--- start of Extracted entries ---

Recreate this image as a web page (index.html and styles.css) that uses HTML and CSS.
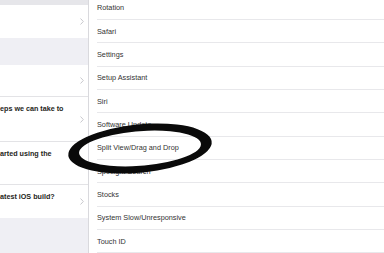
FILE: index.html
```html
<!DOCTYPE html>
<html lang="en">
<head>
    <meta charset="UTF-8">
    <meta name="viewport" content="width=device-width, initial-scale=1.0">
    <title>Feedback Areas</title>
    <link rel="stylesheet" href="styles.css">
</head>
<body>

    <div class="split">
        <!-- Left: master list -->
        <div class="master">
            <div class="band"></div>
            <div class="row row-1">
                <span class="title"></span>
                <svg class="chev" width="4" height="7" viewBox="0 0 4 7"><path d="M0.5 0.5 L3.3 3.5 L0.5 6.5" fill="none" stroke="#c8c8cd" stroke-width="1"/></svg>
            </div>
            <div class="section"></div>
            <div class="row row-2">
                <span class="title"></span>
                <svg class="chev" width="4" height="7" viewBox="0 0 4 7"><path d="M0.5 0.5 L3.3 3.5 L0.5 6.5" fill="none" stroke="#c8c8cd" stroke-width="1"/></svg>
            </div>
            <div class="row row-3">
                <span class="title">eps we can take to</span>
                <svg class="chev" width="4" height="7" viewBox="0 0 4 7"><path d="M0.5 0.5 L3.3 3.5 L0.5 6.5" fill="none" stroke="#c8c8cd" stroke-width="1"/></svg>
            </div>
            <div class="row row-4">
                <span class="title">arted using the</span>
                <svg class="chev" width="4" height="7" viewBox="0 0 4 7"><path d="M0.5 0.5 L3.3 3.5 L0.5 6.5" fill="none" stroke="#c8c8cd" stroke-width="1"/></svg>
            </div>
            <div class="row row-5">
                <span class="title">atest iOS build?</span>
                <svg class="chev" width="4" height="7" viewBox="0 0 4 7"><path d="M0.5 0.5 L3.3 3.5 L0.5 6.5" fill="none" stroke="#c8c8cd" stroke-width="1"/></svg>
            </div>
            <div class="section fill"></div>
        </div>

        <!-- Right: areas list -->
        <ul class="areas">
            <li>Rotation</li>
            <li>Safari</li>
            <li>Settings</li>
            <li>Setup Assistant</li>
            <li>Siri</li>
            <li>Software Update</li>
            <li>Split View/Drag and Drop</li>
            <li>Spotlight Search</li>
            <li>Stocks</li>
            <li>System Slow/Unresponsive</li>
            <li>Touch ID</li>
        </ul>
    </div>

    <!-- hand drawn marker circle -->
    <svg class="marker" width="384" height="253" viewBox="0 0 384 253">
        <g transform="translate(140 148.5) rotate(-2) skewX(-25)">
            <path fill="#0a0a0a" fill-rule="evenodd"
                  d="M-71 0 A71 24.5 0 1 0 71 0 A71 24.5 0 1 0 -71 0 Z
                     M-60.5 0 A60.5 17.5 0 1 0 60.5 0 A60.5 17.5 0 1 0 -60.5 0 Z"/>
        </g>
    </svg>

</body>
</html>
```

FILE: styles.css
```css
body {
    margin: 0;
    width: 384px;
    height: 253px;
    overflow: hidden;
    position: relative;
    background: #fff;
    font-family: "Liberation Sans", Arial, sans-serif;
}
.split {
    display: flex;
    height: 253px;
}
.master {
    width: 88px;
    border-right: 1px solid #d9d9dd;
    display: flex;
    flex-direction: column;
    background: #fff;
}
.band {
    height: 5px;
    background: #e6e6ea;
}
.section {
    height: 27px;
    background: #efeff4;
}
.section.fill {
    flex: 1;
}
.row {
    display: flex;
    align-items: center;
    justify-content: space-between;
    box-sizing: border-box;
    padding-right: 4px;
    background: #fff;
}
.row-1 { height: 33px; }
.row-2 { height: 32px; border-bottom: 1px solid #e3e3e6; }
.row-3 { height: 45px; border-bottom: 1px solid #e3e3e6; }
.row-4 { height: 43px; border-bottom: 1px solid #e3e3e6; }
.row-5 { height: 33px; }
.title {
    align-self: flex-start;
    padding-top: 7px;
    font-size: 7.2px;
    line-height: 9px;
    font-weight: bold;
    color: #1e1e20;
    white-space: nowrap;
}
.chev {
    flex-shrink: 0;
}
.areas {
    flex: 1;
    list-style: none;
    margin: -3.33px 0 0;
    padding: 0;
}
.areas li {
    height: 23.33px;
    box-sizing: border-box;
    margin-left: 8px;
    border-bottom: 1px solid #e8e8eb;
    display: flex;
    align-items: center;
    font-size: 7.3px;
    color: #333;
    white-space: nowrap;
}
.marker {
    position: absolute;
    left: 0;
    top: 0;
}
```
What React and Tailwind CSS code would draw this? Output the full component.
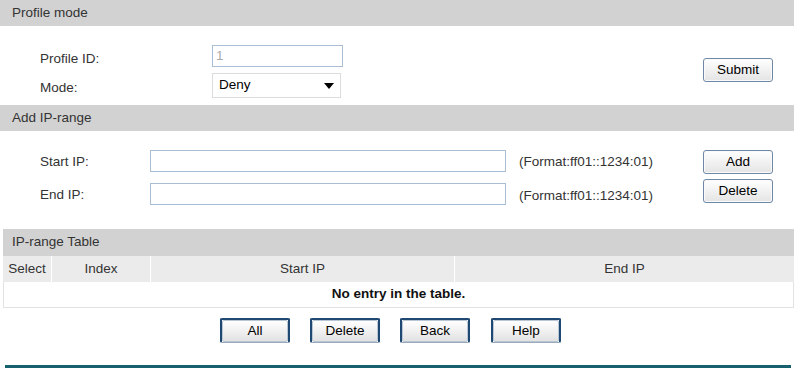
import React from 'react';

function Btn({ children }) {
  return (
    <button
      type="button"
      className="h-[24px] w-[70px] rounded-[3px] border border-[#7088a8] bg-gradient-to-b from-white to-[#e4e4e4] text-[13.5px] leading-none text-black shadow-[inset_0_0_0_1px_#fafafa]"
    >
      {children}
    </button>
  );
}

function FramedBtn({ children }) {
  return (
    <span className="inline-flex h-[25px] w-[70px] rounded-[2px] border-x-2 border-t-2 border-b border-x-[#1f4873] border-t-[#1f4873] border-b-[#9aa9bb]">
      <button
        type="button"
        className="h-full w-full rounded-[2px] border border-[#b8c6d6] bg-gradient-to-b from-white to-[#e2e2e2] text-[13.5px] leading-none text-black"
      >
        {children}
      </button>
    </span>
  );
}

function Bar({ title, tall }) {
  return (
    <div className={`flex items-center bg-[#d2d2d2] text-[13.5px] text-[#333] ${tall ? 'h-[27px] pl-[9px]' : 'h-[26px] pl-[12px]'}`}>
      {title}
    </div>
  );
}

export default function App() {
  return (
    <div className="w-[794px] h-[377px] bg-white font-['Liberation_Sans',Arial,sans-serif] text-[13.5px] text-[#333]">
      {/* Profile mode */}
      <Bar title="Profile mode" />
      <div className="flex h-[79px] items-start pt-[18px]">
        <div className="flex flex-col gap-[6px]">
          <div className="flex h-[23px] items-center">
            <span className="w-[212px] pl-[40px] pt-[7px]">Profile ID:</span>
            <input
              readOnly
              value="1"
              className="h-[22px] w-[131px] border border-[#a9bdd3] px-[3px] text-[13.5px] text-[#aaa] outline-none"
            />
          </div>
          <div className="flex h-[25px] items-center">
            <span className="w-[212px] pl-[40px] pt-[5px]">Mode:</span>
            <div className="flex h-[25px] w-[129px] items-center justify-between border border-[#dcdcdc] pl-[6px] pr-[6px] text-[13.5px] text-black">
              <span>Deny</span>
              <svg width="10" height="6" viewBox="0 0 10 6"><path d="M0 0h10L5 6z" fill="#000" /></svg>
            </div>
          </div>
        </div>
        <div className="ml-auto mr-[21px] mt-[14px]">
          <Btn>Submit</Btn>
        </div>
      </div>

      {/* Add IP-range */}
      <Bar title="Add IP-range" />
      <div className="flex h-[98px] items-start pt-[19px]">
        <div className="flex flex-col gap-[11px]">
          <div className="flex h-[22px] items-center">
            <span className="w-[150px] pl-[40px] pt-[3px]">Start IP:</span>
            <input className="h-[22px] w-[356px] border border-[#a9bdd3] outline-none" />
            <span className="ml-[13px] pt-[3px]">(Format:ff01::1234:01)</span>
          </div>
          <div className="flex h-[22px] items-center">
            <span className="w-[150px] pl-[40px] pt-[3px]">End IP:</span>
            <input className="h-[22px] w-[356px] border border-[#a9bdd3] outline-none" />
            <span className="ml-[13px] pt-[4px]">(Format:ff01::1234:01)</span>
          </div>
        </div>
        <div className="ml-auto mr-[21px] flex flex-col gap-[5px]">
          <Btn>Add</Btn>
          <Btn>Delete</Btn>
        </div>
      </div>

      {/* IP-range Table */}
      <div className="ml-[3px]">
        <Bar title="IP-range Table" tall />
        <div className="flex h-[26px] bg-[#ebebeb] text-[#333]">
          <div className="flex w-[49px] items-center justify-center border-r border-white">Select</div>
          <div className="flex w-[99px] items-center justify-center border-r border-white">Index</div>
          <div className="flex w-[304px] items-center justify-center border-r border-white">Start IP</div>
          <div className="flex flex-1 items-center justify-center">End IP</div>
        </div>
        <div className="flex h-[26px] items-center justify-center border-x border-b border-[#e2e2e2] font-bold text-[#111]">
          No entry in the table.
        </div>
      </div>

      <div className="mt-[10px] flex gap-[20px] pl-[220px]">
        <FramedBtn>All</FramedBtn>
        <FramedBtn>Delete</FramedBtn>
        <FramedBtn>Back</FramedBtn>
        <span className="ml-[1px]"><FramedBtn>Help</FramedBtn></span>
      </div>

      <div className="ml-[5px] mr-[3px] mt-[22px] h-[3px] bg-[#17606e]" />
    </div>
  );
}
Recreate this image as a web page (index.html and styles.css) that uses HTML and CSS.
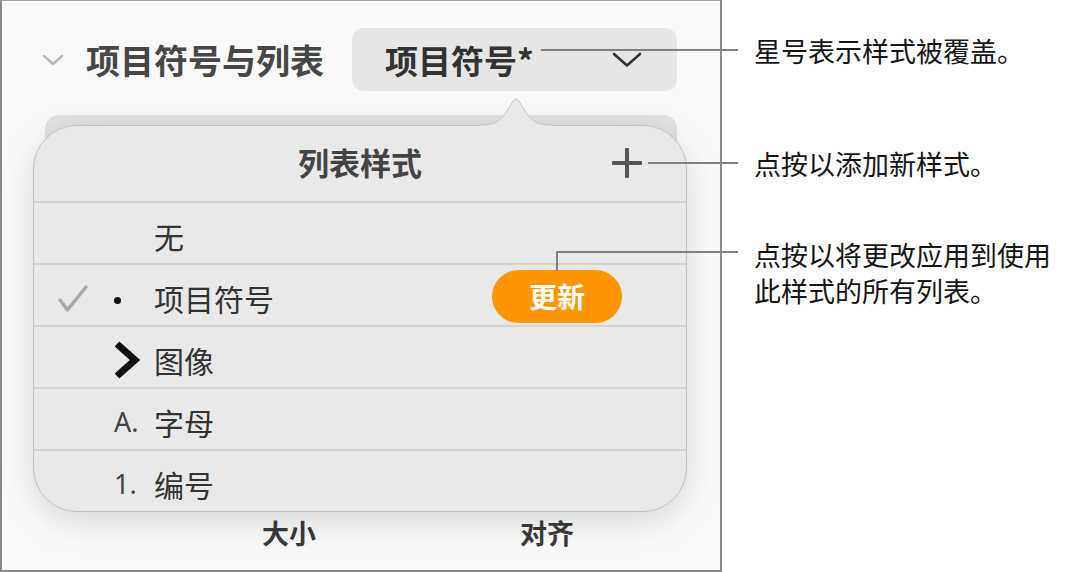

--- end of Extracted entries ---

- _Problem statement_: Look above for the line with "What React and" and the line with "import React from 'react';"; set down those two lines and all lines between them exactly, without pictures and without anything else.

- _Task response_:
What React and Tailwind CSS code would draw this? Output the full component.
import React from 'react';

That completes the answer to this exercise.